Three things follow from that model, and almost all of the confusion about coin flips comes from missing one of them:

1. Each flip is independent. The coin has no memory.
2. Streaks happen. Long runs of one outcome are expected, not anomalous.
3. Over many flips, the proportion of heads converges to 0.5, but the absolute count of heads does not need to equal the count of tails.

Are real coins really 50/50?

Not exactly. Two physical effects nudge real-coin flips slightly off the textbook number:

• Same-side bias. A coin tends to land on the side that started face-up slightly more than half the time. The effect is small — usually a percent or two — but it is real and has been measured in large-scale studies.
• Catch-vs-bounce. If you let the coin bounce on a hard surface, the result depends on the coin's physical properties (weight distribution, edge profile). If you catch it in your palm, the same-side bias gets stronger. Spinning the coin on its edge instead of flipping is much more biased — heavier portraits often dominate.

None of this matters for casual decisions. It does matter if you're running a serious experiment or designing a game where the difference between 50% and 51% has real consequences.

What "fair" means for a digital coin

A digital coin is fair when two conditions are both true:

1. The underlying random source is uniform — every output is equally likely.
2. The mapping from random number to "heads or tails" doesn't introduce a skew (for example, by reading two bits and discarding one of the four outcomes asymmetrically).

This site uses crypto.getRandomValues, which is a cryptographically secure random source built into your browser, and a simple even/odd check on a 32-bit unsigned integer — both halves of the integer space are equal in size, so the mapping introduces no bias. Why that matters in detail is on how online coin flippers work.

Worked example: the eight-heads-in-a-row problem

Suppose you flip a fair coin and get eight heads in a row. What's the probability that the ninth flip is heads?
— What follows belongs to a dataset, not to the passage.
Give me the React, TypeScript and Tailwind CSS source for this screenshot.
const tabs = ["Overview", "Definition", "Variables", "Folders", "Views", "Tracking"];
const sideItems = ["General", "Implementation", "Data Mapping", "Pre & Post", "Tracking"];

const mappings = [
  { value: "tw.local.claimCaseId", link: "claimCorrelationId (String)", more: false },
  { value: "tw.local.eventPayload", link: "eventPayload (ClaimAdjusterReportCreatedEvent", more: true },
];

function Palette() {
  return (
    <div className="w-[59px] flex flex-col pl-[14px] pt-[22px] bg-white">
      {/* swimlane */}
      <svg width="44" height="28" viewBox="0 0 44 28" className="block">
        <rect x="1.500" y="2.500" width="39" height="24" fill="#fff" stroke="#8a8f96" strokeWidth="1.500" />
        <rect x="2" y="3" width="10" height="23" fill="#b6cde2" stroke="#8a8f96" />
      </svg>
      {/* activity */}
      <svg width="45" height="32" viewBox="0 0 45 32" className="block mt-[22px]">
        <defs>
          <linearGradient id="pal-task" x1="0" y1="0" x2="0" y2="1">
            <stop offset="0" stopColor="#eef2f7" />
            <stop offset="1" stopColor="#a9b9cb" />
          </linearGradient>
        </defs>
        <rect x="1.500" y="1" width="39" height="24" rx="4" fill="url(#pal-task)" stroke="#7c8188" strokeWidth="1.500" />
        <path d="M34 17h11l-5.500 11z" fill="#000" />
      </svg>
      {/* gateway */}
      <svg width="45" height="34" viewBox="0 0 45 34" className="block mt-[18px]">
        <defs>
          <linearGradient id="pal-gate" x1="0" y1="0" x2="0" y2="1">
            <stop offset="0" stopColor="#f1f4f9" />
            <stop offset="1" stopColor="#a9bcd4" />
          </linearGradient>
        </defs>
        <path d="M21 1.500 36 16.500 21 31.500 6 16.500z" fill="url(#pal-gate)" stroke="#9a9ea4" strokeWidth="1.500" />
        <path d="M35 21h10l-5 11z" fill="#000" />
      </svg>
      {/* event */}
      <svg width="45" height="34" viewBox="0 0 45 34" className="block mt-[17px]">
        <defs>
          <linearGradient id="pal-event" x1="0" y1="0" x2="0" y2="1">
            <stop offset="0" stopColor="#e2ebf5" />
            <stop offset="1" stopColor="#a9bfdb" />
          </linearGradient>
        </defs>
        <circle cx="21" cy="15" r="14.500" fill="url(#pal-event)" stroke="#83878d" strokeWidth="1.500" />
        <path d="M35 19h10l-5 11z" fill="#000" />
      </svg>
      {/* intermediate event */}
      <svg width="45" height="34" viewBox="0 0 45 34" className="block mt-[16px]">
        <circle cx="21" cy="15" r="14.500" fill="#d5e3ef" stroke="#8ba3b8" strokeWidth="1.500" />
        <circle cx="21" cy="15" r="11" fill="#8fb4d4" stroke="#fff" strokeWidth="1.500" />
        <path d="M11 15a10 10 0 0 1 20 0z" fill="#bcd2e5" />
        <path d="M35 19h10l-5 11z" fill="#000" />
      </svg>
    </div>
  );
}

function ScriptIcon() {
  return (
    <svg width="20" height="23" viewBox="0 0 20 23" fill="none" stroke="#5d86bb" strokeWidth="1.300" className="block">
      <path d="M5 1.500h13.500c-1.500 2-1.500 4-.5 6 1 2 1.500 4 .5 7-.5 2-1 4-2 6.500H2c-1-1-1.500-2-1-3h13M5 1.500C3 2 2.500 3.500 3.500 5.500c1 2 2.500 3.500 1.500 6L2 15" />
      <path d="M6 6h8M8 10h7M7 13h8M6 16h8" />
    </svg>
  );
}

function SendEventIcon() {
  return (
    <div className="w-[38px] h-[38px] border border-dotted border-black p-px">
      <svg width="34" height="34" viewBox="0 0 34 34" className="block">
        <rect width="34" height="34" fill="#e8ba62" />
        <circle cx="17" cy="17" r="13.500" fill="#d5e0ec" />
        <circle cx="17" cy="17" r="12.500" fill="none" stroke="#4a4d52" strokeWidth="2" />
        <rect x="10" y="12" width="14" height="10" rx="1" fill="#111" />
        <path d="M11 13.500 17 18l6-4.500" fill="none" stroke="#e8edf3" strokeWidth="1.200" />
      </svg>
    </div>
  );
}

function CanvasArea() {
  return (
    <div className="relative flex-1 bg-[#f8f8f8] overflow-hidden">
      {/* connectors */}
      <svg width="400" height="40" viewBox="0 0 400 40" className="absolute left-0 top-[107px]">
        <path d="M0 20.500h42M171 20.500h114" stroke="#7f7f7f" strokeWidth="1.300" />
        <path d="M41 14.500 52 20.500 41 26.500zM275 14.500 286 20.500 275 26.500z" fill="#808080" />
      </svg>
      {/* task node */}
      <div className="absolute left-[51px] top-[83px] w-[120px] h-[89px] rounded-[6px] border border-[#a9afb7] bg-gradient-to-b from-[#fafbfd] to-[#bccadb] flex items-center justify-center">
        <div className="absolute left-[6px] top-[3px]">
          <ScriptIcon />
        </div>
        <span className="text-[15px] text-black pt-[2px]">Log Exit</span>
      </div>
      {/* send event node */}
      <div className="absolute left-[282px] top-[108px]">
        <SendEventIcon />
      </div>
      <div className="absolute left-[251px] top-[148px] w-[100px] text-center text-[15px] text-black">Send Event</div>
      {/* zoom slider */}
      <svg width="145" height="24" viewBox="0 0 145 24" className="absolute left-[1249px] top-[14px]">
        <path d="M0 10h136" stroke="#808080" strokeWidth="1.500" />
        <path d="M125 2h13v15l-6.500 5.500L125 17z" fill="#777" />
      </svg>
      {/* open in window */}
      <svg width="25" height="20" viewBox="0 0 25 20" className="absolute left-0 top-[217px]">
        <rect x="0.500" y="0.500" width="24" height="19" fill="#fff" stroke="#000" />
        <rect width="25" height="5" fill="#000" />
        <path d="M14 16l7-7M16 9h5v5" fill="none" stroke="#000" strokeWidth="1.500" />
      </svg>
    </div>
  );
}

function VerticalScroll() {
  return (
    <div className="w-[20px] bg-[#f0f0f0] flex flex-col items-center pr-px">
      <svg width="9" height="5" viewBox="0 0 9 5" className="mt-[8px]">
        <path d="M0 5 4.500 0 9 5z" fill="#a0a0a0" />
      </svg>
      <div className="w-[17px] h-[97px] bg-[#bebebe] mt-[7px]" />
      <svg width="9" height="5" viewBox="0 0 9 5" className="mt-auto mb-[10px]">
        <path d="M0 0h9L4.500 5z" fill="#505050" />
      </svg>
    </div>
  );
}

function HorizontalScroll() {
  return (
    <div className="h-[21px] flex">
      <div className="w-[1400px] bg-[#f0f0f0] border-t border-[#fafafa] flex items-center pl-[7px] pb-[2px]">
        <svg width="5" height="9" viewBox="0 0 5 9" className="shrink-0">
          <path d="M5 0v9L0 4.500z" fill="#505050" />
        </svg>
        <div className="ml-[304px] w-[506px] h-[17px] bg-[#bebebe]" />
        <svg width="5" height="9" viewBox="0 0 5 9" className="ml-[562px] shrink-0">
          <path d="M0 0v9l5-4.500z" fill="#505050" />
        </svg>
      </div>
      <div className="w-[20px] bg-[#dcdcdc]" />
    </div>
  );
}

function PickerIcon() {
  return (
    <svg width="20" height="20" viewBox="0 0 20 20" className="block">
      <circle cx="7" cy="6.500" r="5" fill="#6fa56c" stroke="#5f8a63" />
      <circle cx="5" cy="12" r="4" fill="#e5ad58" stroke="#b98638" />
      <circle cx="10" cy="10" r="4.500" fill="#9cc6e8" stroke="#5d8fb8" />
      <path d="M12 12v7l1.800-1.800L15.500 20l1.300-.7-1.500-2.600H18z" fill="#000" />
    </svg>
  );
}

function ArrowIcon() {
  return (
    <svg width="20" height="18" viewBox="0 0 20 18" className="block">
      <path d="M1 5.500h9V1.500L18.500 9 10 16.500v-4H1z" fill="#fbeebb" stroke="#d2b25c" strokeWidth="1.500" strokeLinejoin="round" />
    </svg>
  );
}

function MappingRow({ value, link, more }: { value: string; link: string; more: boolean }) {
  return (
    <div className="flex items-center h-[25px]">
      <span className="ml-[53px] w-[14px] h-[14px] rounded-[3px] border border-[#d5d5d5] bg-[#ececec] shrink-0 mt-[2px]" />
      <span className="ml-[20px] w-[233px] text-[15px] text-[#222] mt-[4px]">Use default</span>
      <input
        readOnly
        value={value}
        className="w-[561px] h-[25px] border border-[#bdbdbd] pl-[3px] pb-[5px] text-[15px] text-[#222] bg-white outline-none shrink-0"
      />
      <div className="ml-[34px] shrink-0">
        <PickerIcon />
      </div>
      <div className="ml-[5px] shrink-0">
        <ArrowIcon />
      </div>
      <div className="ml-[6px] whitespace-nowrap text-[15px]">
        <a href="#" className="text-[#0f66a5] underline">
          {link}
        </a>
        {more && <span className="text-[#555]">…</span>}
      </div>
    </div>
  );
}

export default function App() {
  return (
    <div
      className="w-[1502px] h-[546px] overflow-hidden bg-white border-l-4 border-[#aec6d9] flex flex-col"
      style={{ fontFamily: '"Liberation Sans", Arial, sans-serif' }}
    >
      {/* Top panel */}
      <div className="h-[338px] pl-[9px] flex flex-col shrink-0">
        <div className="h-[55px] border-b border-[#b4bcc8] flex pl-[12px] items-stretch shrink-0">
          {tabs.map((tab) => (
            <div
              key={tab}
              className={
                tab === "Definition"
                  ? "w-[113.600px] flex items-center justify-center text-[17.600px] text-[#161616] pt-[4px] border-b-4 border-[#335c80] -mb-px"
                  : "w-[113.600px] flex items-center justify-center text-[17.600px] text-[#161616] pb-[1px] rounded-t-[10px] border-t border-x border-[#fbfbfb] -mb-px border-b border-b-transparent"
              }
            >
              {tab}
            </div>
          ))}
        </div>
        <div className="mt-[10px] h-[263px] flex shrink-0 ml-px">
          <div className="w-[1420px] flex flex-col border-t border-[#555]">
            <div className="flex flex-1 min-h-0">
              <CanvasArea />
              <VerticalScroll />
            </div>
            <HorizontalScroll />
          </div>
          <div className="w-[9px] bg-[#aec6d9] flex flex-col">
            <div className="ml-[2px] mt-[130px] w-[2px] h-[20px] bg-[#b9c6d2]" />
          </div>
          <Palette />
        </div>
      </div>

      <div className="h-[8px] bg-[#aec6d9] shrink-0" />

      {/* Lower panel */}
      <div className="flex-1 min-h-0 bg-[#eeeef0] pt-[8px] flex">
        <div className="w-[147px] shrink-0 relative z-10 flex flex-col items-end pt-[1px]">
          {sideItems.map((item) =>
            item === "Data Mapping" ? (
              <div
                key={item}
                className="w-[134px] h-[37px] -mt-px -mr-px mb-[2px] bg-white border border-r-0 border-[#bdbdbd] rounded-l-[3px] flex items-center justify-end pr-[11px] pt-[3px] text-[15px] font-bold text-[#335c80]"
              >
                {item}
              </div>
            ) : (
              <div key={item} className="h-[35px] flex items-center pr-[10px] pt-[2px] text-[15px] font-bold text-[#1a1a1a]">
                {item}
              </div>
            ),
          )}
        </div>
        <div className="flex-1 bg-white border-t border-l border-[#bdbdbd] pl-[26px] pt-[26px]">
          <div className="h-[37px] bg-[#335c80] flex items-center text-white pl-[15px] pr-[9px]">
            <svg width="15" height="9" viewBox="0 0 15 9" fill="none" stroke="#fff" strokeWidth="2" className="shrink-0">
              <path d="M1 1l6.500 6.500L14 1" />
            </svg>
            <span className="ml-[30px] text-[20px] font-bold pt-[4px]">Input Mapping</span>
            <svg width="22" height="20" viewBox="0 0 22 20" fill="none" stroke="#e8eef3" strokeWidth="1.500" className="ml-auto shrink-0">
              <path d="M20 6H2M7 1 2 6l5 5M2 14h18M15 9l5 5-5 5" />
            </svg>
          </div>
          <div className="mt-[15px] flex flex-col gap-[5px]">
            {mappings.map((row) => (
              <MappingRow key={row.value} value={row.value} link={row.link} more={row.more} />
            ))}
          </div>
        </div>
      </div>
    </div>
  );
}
Now a different question: before you started, what was the probability of getting eight heads in a row? That's (1/2)^8 = 1/256, about 0.39%. Both answers are correct because they're answers to different questions. Confusing them is the gambler's fallacy: the belief that a "due" outcome becomes more likely after a streak. It doesn't.

The flip side is the hot-hand belief: the idea that a streak makes more of the same outcome likely. For a fair coin, that's also wrong. Each flip resets to 50/50.

How long are streaks supposed to be?

If you flip a fair coin 100 times, you should not be surprised to see a run of six or seven heads (or tails) in a row somewhere in that sequence. By 1,000 flips, expected longest runs are around nine or ten. By a million flips, expected longest runs are around twenty.

This is one of the most counter-intuitive facts about randomness, and it's why people accuse random number generators of being "broken" when they see clusters. Truly random sequences look clumpy. Sequences that look perfectly alternating — H, T, H, T, H, T — are the suspicious ones.

Common mistakes

• Treating short runs as evidence. Ten flips that go 7-3 is well within normal variation for a fair coin. You need hundreds, often thousands, of flips before a small bias becomes visible against the noise.
• Assuming the next flip "owes" you the other outcome. This is the gambler's fallacy. Lottery players, roulette players, and people watching coin flips fall into it constantly.
• Conflating "improbable in advance" with "improbable now". Any specific sequence of 20 flips has the same probability as any other: (1/2)^20. The sequence is only striking after you single it out.
• Spinning instead of flipping a real coin. Spinning a coin on its edge is a much more biased process than flipping it through the air. If you want close-to-fair physical randomness, flip and let it land flat on a soft surface.

Try it on the simulator

The simplest way to feel these ideas is to use them. Open the coin flip tool, flip 50 times, and watch the heads-percentage stat. It'll wander above and below 50%. Reset, flip 200 times, and watch it settle. That settling is the law of large numbers in action. The streaks you saw along the way are also expected. Both can be true at once.